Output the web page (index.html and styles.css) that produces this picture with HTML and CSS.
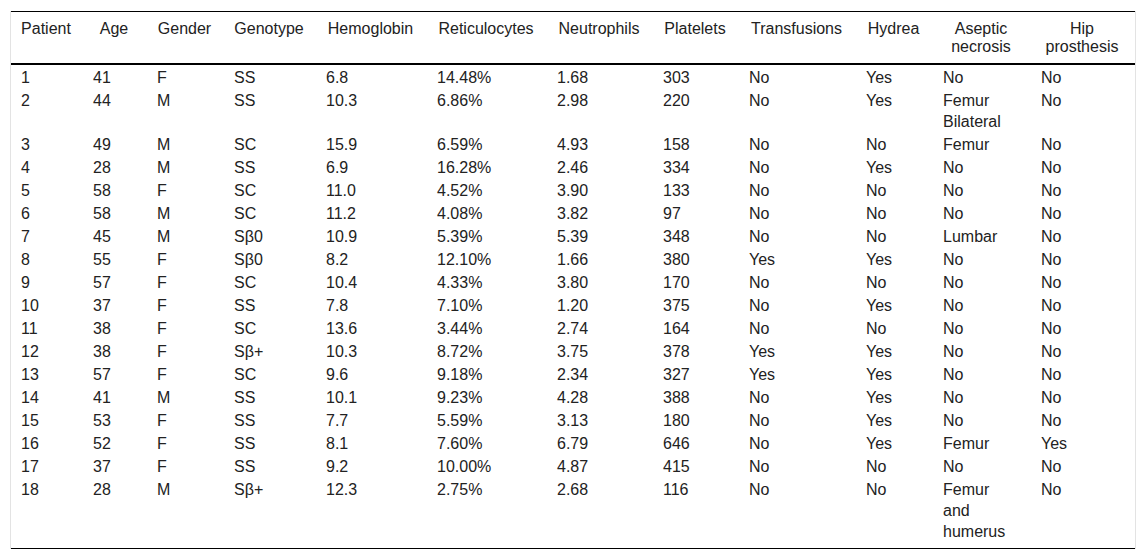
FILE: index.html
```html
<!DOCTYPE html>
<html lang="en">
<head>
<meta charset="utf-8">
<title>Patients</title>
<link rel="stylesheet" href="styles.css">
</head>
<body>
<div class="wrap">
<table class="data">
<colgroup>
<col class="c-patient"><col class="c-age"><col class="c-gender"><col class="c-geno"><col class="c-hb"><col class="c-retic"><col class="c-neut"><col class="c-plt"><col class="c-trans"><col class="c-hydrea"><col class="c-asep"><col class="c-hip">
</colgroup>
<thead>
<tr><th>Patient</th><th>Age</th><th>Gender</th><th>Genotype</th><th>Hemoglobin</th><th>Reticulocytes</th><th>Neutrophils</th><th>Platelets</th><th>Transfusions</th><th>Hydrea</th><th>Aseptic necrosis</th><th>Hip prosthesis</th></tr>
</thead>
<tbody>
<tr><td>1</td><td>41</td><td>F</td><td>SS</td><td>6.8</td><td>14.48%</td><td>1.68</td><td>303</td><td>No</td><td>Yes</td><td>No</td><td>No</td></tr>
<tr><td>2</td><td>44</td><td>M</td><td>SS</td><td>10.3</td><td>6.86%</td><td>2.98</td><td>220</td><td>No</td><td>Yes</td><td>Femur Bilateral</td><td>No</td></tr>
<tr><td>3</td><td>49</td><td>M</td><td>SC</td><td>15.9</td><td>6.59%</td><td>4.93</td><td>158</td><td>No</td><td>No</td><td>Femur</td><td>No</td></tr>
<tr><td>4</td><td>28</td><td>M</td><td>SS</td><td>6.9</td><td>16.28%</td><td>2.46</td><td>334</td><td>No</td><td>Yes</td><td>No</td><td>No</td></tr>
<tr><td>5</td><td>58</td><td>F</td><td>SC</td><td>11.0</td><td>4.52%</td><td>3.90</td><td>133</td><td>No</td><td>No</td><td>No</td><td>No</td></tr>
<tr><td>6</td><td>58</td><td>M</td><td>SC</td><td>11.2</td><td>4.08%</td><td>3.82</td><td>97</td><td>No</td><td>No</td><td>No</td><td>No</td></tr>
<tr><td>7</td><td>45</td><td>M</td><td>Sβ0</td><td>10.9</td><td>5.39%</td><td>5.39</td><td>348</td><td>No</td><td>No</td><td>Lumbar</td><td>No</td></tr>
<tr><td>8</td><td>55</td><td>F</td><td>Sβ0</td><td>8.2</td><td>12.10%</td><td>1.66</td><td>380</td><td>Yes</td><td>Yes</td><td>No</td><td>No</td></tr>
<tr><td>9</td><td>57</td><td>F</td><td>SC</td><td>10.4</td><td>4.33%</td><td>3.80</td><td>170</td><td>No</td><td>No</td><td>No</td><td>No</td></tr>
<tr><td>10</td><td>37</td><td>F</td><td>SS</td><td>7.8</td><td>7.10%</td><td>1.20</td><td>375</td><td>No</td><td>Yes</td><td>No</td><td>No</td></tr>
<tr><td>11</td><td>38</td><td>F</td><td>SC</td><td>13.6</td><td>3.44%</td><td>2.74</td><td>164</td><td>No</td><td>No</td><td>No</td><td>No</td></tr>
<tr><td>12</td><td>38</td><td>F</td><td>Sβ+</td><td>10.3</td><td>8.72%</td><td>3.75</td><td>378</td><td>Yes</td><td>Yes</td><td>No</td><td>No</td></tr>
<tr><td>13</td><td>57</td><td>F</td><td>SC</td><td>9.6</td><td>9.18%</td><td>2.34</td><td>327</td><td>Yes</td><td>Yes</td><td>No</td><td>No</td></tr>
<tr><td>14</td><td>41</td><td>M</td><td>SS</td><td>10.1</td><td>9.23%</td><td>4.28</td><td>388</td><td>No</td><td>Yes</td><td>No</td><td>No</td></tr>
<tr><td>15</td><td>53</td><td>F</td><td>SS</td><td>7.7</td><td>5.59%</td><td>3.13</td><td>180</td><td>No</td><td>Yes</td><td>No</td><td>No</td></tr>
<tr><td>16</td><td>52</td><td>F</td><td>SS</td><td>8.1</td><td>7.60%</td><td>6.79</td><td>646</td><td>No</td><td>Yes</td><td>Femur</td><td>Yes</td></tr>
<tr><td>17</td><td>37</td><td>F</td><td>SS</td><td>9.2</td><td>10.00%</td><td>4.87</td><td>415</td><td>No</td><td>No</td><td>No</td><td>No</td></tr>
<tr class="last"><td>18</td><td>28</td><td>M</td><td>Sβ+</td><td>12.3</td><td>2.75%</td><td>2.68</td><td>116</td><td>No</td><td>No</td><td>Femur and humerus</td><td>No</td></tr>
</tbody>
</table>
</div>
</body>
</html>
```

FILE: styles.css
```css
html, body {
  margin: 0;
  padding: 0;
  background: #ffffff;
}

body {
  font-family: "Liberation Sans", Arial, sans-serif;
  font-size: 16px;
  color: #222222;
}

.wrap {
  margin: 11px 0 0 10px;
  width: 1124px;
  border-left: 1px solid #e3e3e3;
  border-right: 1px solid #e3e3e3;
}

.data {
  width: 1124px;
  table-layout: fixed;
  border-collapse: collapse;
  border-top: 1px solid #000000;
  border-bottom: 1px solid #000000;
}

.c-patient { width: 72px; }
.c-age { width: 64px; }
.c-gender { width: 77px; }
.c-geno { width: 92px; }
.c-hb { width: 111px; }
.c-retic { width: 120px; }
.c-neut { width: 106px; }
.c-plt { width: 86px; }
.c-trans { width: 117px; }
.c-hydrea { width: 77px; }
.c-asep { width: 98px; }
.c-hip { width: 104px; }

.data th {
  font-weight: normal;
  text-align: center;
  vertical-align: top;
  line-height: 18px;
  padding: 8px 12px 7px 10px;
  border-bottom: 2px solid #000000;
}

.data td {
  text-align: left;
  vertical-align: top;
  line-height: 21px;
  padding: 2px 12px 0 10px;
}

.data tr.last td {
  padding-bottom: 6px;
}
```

━━━━━━━━

Do this
Pick out the lines that contain "index" and copy them.

In response
Output the web page (index.html and styles.css) that produces this picture with HTML and CSS.
FILE: index.html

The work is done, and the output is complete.